Un desmadre. No parecía Rusia, donde el poder siempre ha atado corto. Ni la Rusia de Iván el Terrible, ni la de Pedro el Grande, ni la de Catalina la No Menos Grande, ni la de Nicolás II, ni la de Stalin, ni la de Breznev, ni la de Gorbachov (aunque con él empezó todo)... Un desmadre que se convirtió en sinónimo de Rusia.

Era Absurdistán, y perdón por robar el título a la desopilante novela de Gary Shteyngart, donde el absurdo se localiza tanto en San Leninsburgo como en el Cáucaso.

Pero en los últimos ocho años no ha habido pluralismo, ni oposición, ni caminos tortuosos, ni caprichos repentinos, ni cambios de rumbo, casi ni escándalos. Con Putin todo ha sido previsible, unidireccional, serio, incluso fúnebre. Férreamente controlado. Otra vez la Rusia de siempre.

Bromas, las justas. Y desafíos, ninguno. Que le pregunten a Berezovski, a Gusinski, a Jodorkovski, a la viuda de Litvinenko.

Los rusos, sin alternativa, votaron dos veces a Putin, y ahora, con la misma disciplina de tufo soviético, no más alegres, pero sí menos pobres (gracias, don Petróleo), votan, obedientes, por el sucesor designado.

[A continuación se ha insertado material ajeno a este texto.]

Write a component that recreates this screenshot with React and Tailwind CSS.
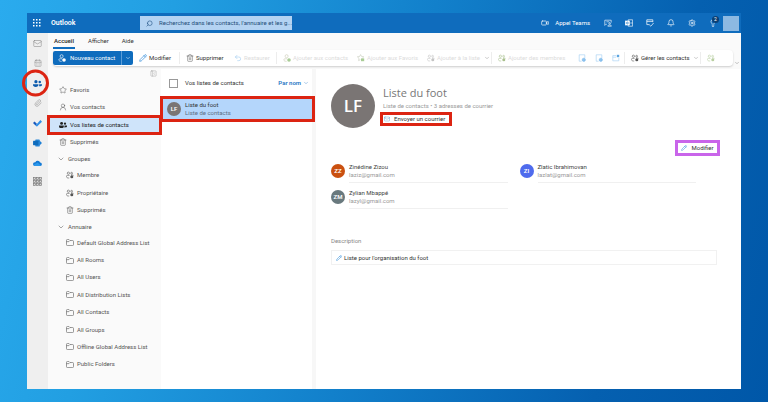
import {
  Bell,
  CalendarDays,
  ChevronDown,
  Lightbulb,
  Mail,
  PanelLeftClose,
  Paperclip,
  Pencil,
  Search,
  Settings,
  Star,
  Trash2,
  Undo2,
  UserRound,
  Video,
} from "lucide-react";

const Waffle = () => (
  <svg viewBox="0 0 8 8" className="size-2 fill-current" aria-hidden="true">
    {[0, 3, 6].map((y) =>
      [0, 3, 6].map((x) => <rect key={`${x}-${y}`} x={x} y={y} width="1.5" height="1.5" />)
    )}
  </svg>
);

const People = ({ className = "size-[9px]" }) => (
  <svg viewBox="0 0 20 16" className={`${className} fill-current`} aria-hidden="true">
    <circle cx="6.5" cy="4" r="3.6" />
    <path d="M0 9.5h12v2c0 2.5-2 4-6 4s-6-1.5-6-4z" />
    <circle cx="15" cy="4.6" r="2.8" />
    <path d="M13.8 9.5H20v1.6c0 2-1.8 3.2-6.8 3 .6-1 .6-2.6.6-4.6z" />
  </svg>
);

// outlined pair of people with a small badge in the corner
const PeopleBadge = ({ className = "" }) => (
  <svg viewBox="0 0 20 18" className={`size-2 shrink-0 ${className}`} fill="none" stroke="currentColor" strokeWidth="1.5" aria-hidden="true">
    <circle cx="6" cy="4.5" r="2.8" />
    <circle cx="14" cy="4.5" r="2.2" />
    <path d="M9 10H3.5C2 10 1 11 1 12.5 1 15 3 16.500 6 16.500h2M12.500 9h4c1.500 0 2 .6 2 1.500" />
    <circle cx="14.5" cy="13.5" r="3.8" fill="currentColor" stroke="none" />
  </svg>
);

const PersonAdd = ({ className = "", badge = "currentColor" }) => (
  <svg viewBox="0 0 20 20" className={`size-2 shrink-0 ${className}`} fill="none" stroke="currentColor" strokeWidth="1.6" aria-hidden="true">
    <circle cx="9" cy="5.5" r="3.8" />
    <path d="M10 12H4.5C3 12 2 13 2 14.5 2 17 5 18.5 9 18.5" />
    <circle cx="15" cy="15" r="4.5" fill={badge} stroke="none" />
  </svg>
);

const StarAdd = () => (
  <svg viewBox="0 0 20 20" className="size-2 shrink-0" fill="none" stroke="#c5c9b8" strokeWidth="1.5" aria-hidden="true">
    <path d="M13 11l4-4-5.5-.8L9 1.5 6.5 6.2 1 7l4 4-1 5.5 4.5-2.5" />
    <rect x="10" y="11" width="8" height="7" fill="#a9cc96" stroke="none" />
  </svg>
);

const CardAction = ({ out }) => (
  <svg viewBox="0 0 20 20" className="size-2" fill="none" stroke="#a5cff2" strokeWidth="1.6" aria-hidden="true">
    {out ? (
      <>
        <path d="M10 4H2v13h15v-7M2 8h8" />
        <path d="M12 2h6v6h-6z" fill="#5ba5e0" stroke="none" />
      </>
    ) : (
      <>
        <path d="M9 18H3V2h14v8" />
        <circle cx="14.5" cy="14.5" r="4" fill="#8fc3ee" stroke="#7db8ea" />
      </>
    )}
  </svg>
);

const TodoLogo = () => (
  <svg viewBox="0 0 20 16" className="h-2 w-[9px]" aria-hidden="true">
    <path d="M0 8l3.5-3.5L9 10l-3.5 3.5z" fill="#185abd" />
    <path d="M5.5 13.5L16.5 1.5 20 5 9 16H8z" fill="#2f8fe8" />
  </svg>
);

const TeamsLogo = () => (
  <svg viewBox="0 0 20 18" className="h-2 w-[9px]" aria-hidden="true">
    <rect x="5" y="1" width="10" height="16" rx="1" fill="#2b88d8" />
    <rect x="0" y="4" width="12" height="10" rx="1" fill="#0f6cbd" />
    <path d="M14 3l6 6-6 6z" fill="#1b7fd6" />
  </svg>
);

const CloudLogo = () => (
  <svg viewBox="0 0 20 14" className="h-[6px] w-[9px]" aria-hidden="true">
    <path d="M5 5a6 6 0 0111 1 4 4 0 01.5 8H4A4.2 4.2 0 014 5z" fill="#1378d4" />
    <path d="M1 11l9-5 8 6a4 4 0 01-2 2H4a4 4 0 01-3-3z" fill="#2a97ea" />
  </svg>
);

const AppsGrid = () => (
  <svg viewBox="0 0 18 18" className="size-[9px]" fill="#d8d8d8" stroke="#777" strokeWidth="1.3" aria-hidden="true">
    {[1, 7, 13].map((y) =>
      [1, 7, 13].map((x) => <rect key={`${x}-${y}`} x={x} y={y} width="4" height="4" />)
    )}
  </svg>
);

const OutlookLogo = () => (
  <svg viewBox="0 0 20 20" className="size-2" fill="none" stroke="currentColor" strokeWidth="1.6" aria-hidden="true">
    <rect x="1" y="5" width="10" height="10" fill="currentColor" />
    <circle cx="6" cy="10" r="2.3" stroke="#0f6cbd" />
    <path d="M8 5V2h11v16H8v-3M13 10h6" />
  </svg>
);

const ChatPerson = () => (
  <svg viewBox="0 0 20 18" className="size-2" fill="none" stroke="currentColor" strokeWidth="1.6" aria-hidden="true">
    <path d="M7 12H5l-3 3V2h16v6M6 6h7" />
    <circle cx="14" cy="10" r="2" />
    <path d="M9.5 17c0-2 1.5-3 4.5-3s4.5 1 4.5 3z" />
  </svg>
);

const DayCheck = () => (
  <svg viewBox="0 0 20 20" className="size-2" fill="none" stroke="currentColor" strokeWidth="1.8" aria-hidden="true">
    <path d="M8 14H2V2h15v6M2 6h15" />
    <path d="M8 14l4 4 7-8" />
  </svg>
);

const FolderTab = () => (
  <svg viewBox="0 0 18 16" className="h-[7px] w-2 shrink-0" fill="none" stroke="#666" strokeWidth="1.5" aria-hidden="true">
    <path d="M1 3c0-1 .5-2 2-2h3.500L9 3.500h6c1.300 0 2 .7 2 2V13c0 1.300-.7 2-2 2H3c-1.300 0-2-.7-2-2zM1 6h5.500L9 3.500" />
  </svg>
);

const ToolSeparator = () => <span className="h-3 w-px shrink-0 bg-[#ededed]" />;

function Tool({ icon, label, width, muted, chevron }) {
  return (
    <button
      type="button"
      className={`flex h-4 shrink-0 items-center gap-[2px] pl-[6px] whitespace-nowrap ${width} ${muted ? "text-[#dcdcdc]" : "text-[#333]"}`}
    >
      {icon}
      {label}
      {chevron && <ChevronDown className="ml-[2px] size-[6px] text-[#999]" />}
    </button>
  );
}

function NavRow({ icon, label, nested, active }) {
  return (
    <li className="flex flex-1">
      <a
        href="#"
        className={`flex flex-1 items-center gap-[3px] whitespace-nowrap ${nested ? "pl-[18px]" : "pl-[11px]"} ${
          active ? "relative bg-[#cfe4fa] text-[#222] outline-3 -outline-offset-2 outline-[#dc2412]" : ""
        }`}
      >
        {icon}
        {label}
      </a>
    </li>
  );
}

function NavHeading({ label }) {
  return (
    <button type="button" className="flex h-[15px] items-center gap-[3px] pl-[9px]">
      <ChevronDown className="size-2" strokeWidth={1.5} />
      {label}
    </button>
  );
}

const addressLists = [
  "Default Global Address List",
  "All Rooms",
  "All Users",
  "All Distribution Lists",
  "All Contacts",
  "All Groups",
  "Offline Global Address List",
  "Public Folders",
];

const members = [
  { initials: "ZZ", name: "Zinédine Zizou", email: "laziz@gmail.com", color: "bg-[#ca5010]" },
  { initials: "ZI", name: "Zlatic Ibrahimovan", email: "lazlat@gmail.com", color: "bg-[#4f6bed]" },
  { initials: "ZM", name: "Zylian Mbappé", email: "lazyl@gmail.com", color: "bg-[#69797e]" },
];

function Header() {
  return (
    <header className="flex h-5 items-center bg-[#0f6cbd] pr-[2px] text-white">
      <button type="button" aria-label="Applications" className="flex w-6 justify-center pr-1">
        <Waffle />
      </button>
      <span className="w-[89px] text-[7px] font-semibold">Outlook</span>
      <label className="flex h-[14px] w-[152px] items-center gap-[6px] bg-[#b4d3f2] pl-[6px] text-[#1f4f82]">
        <Search className="size-[7px] shrink-0 -scale-x-100" />
        <input
          type="text"
          aria-label="Rechercher"
          placeholder="Recherchez dans les contacts, l'annuaire et les g..."
          className="min-w-0 flex-1 placeholder:text-[#244d78] outline-none"
        />
      </label>
      <button type="button" className="ml-auto flex items-center gap-[6px] pr-[7px] whitespace-nowrap">
        <Video className="size-2" />
        Appel Teams
      </button>
      {[
        { label: "Conversations", icon: <ChatPerson /> },
        { label: "Outlook", icon: <OutlookLogo /> },
        { label: "Ma journée", icon: <DayCheck /> },
        { label: "Notifications", icon: <Bell className="size-2" /> },
        { label: "Paramètres", icon: <Settings className="size-2" /> },
      ].map((item) => (
        <button key={item.label} type="button" aria-label={item.label} className="flex w-[21px] justify-center">
          {item.icon}
        </button>
      ))}
      <button type="button" aria-label="Conseils" className="relative flex w-[21px] justify-center">
        <Lightbulb className="size-2" />
        <span className="absolute -top-[3px] right-1 flex size-[7px] items-center justify-center rounded-full bg-[#0b3f73] text-[5px] leading-none">
          2
        </span>
      </button>
      <span className="h-[15px] w-4 bg-[#8db9e2]" />
    </header>
  );
}

function Rail() {
  return (
    <nav aria-label="Modules" className="flex w-[21px] shrink-0 flex-col items-center bg-[#efefef] text-[#8a8a8a]">
      <a href="#" aria-label="Courrier" className="flex h-5 items-center">
        <Mail className="size-[9px]" strokeWidth={1.5} />
      </a>
      <a href="#" aria-label="Calendrier" className="flex h-5 items-center">
        <CalendarDays className="size-2" strokeWidth={1.5} />
      </a>
      <a href="#" aria-label="Contacts" className="relative z-10 flex h-5 items-center text-[#0f5cad]">
        <People />
        <span className="absolute top-1/2 -left-[11px] size-[27px] -translate-y-1/2 rounded-full border-3 border-[#dc2412]" />
      </a>
      <a href="#" aria-label="Fichiers" className="flex h-5 items-center">
        <Paperclip className="size-2" strokeWidth={1.5} />
      </a>
      <a href="#" aria-label="To Do" className="flex h-5 items-center">
        <TodoLogo />
      </a>
      <a href="#" aria-label="Teams" className="flex h-5 items-center">
        <TeamsLogo />
      </a>
      <a href="#" aria-label="OneDrive" className="flex h-5 items-center">
        <CloudLogo />
      </a>
      <a href="#" aria-label="Plus d'applications" className="flex h-4 items-center">
        <AppsGrid />
      </a>
    </nav>
  );
}

function Ribbon() {
  return (
    <div className="bg-[#fafafa] pb-[3px] pl-[5px]">
      <div className="flex h-[17px] items-center gap-[13px] text-[#333]">
        <button type="button" className="border-b-2 border-[#0f6cbd] px-[1px] leading-3 font-semibold">
          Accueil
        </button>
        <button type="button" className="border-b-2 border-transparent leading-3">
          Afficher
        </button>
        <button type="button" className="border-b-2 border-transparent leading-3">
          Aide
        </button>
      </div>
      <div className="flex items-end">
        <div className="flex h-4 min-w-0 flex-1 items-center rounded-sm bg-white shadow-[0_1px_2px_rgba(0,0,0,0.18)]">
          <div className="flex h-[14px] w-20 shrink-0 overflow-hidden rounded-[2px] bg-[#0f6cbd] text-white">
            <button type="button" className="flex flex-1 items-center gap-1 pl-[5px] whitespace-nowrap">
              <PersonAdd badge="#fff" />
              Nouveau contact
            </button>
            <button type="button" aria-label="Autres types" className="flex w-3 items-center justify-center border-l border-[#5c9dd8]">
              <ChevronDown className="size-[6px]" />
            </button>
          </div>
          <Tool width="w-[46px]" label="Modifier" icon={<Pencil className="size-2 text-[#2b88d8]" />} />
          <ToolSeparator />
          <Tool width="w-12" label="Supprimer" icon={<Trash2 className="size-2 text-[#555]" strokeWidth={1.5} />} />
          <Tool width="w-12" muted label="Restaurer" icon={<Undo2 className="size-2 text-[#a9d0f2]" />} />
          <ToolSeparator />
          <Tool width="w-[74px]" muted label="Ajouter aux contacts" icon={<PersonAdd className="text-[#cdcdb8]" badge="#a9cc96" />} />
          <Tool width="w-[70px]" muted label="Ajouter aux Favoris" icon={<StarAdd />} />
          <Tool width="w-[70px]" muted chevron label="Ajouter à la liste" icon={<PeopleBadge className="text-[#c4c4c4]" />} />
          <ToolSeparator />
          <Tool width="w-[81px]" muted label="Ajouter des membres" icon={<PeopleBadge className="text-[#a9c08e]" />} />
          {["Modifier la carte", "Supprimer la carte", "Partager"].map((label) => (
            <button key={label} type="button" aria-label={label} className="flex w-[17px] shrink-0 justify-center">
              <CardAction out={label === "Partager"} />
            </button>
          ))}
          <ToolSeparator />
          <Tool width="w-[75px]" chevron label="Gérer les contacts" icon={<PeopleBadge className="text-[#555]" />} />
          <ToolSeparator />
          <button type="button" aria-label="Groupe" className="flex shrink-0 pl-[6px]">
            <PeopleBadge className="text-[#b9cfa2]" />
          </button>
        </div>
        <button type="button" aria-label="Options du ruban" className="flex w-2 justify-center">
          <ChevronDown className="size-[6px] text-[#888]" />
        </button>
      </div>
    </div>
  );
}

function Sidebar() {
  return (
    <nav aria-label="Dossiers" className="flex w-[113px] shrink-0 flex-col bg-[#fafafa] pb-4 text-[#555]">
      <button type="button" aria-label="Réduire" className="flex h-3 items-start self-end pt-px pr-1">
        <PanelLeftClose className="size-[7px] text-[#999]" strokeWidth={1.5} />
      </button>
      <ul className="flex h-[70px] flex-col">
        <NavRow label="Favoris" icon={<Star className="size-2" strokeWidth={1.5} />} />
        <NavRow label="Vos contacts" icon={<UserRound className="size-2" strokeWidth={1.5} />} />
        <NavRow active label="Vos listes de contacts" icon={<People className="size-2" />} />
        <NavRow label="Supprimés" icon={<Trash2 className="size-2" strokeWidth={1.5} />} />
      </ul>
      <NavHeading label="Groupes" />
      <ul className="flex h-[53px] flex-col">
        <NavRow nested label="Membre" icon={<PeopleBadge />} />
        <NavRow nested label="Propriétaire" icon={<PeopleBadge />} />
        <NavRow nested label="Supprimés" icon={<Trash2 className="size-2" strokeWidth={1.5} />} />
      </ul>
      <NavHeading label="Annuaire" />
      <ul className="flex h-[139px] flex-col">
        {addressLists.map((name) => (
          <NavRow key={name} nested label={name} icon={<FolderTab />} />
        ))}
      </ul>
    </nav>
  );
}

function ContactLists() {
  return (
    <section className="w-[151px] shrink-0 bg-white text-[#333]">
      <div className="flex h-7 items-center pr-[3px] pl-2">
        <label className="flex items-center gap-[7px]">
          <input type="checkbox" className="size-[9px] appearance-none border border-[#999] bg-white" />
          Vos listes de contacts
        </label>
        <button type="button" className="ml-auto flex items-center gap-[2px] font-semibold text-[#2776c4]">
          Par nom
          <ChevronDown className="size-[6px]" strokeWidth={1.5} />
        </button>
      </div>
      <a
        href="#"
        className="relative z-10 flex h-6 w-[153px] items-center gap-1 bg-[#b4d6fb] pl-[6px] outline-3 -outline-offset-2 outline-[#dc2412]"
      >
        <span className="flex size-[14px] items-center justify-center rounded-full bg-[#7a7574] font-semibold text-white">
          LF
        </span>
        <span>
          <span className="block">Liste du foot</span>
          <span className="block text-[#5d6f83]">Liste de contacts</span>
        </span>
      </a>
    </section>
  );
}

function Member({ member }) {
  return (
    <li className="flex h-[26px] gap-1">
      <span className={`mt-[7px] flex size-[14px] shrink-0 items-center justify-center rounded-full font-semibold text-white ${member.color}`}>
        {member.initials}
      </span>
      <span className="flex-1 border-b border-[#f0f0f0] pt-[6px]">
        <span className="block text-[#444]">{member.name}</span>
        <span className="block text-[#999]">{member.email}</span>
      </span>
    </li>
  );
}

function ContactDetails() {
  return (
    <main className="min-w-0 flex-1 border-l-4 border-[#f7f7f7] bg-white pt-[15px] pr-[21px] pl-[15px]">
      <div className="flex gap-2">
        <span className="flex size-11 shrink-0 items-center justify-center rounded-full bg-[#7a7574] font-['Open_Sans',sans-serif] text-[17px] font-semibold text-white">
          LF
        </span>
        <div className="flex flex-col items-start">
          <h1 className="font-['Open_Sans',sans-serif] text-[11px] leading-[18px] text-[#777]">Liste du foot</h1>
          <p className="text-[#999]">Liste de contacts • 3 adresses de courrier</p>
          <button
            type="button"
            className="mt-[5px] flex h-2 items-center gap-1 pr-1 pl-px whitespace-nowrap text-[#333] outline-3 outline-[#dc2412]"
          >
            <Mail className="size-[6px] text-[#4a90c8]" strokeWidth={1.5} />
            Envoyer un courrier
          </button>
        </div>
      </div>
      <div className="flex justify-end pt-3">
        <button
          type="button"
          className="flex h-4 w-[45px] items-center justify-center gap-1 border-3 border-[#c965ea] text-[#333]"
        >
          <Pencil className="size-[6px] text-[#2b88d8]" />
          Modifier
        </button>
      </div>
      <ul className="grid grid-cols-2 gap-x-3 pt-px pr-6">
        {members.map((member) => (
          <Member key={member.initials} member={member} />
        ))}
      </ul>
      <h2 className="mt-[27px] mb-1 leading-[10px] text-[#888]">Description</h2>
      <p className="mr-[3px] flex h-[15px] items-center gap-[2px] border border-[#f1f1f1] pl-1 text-[#333]">
        <Pencil className="size-[6px] text-[#2b88d8]" />
        Liste pour l'organisation du foot
      </p>
    </main>
  );
}

export default function App() {
  return (
    <div className="flex min-h-screen bg-[linear-gradient(105deg,#2aabee_0%,#229fe2_20%,#1280cb_50%,#0560b0_80%,#0057a8_100%)] px-[27px] py-[13px] font-[Roboto,'Open_Sans',sans-serif] text-[6px] leading-2">
      <div className="flex flex-1 flex-col bg-white">
        <Header />
        <div className="flex flex-1">
          <Rail />
          <div className="flex min-w-0 flex-1 flex-col">
            <Ribbon />
            <div className="flex flex-1">
              <Sidebar />
              <ContactLists />
              <ContactDetails />
            </div>
          </div>
        </div>
      </div>
    </div>
  );
}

Hay, pues, relevo en el Kremlin. ¿O no?

Medvédev está donde está por el dedazo de Putin, que se va pero se queda, o se queda aunque se va. ¿Se independizará de su mentor? El zar siempre es el zar, y este nuevo es más joven, occidentalizante, no fue agente del KGB y es fanático de Deep Purple. No debería ser una réplica de quien repuso el himno soviético, aunque ambos idolatren la misma palabra: estabilidad. ¿O sí?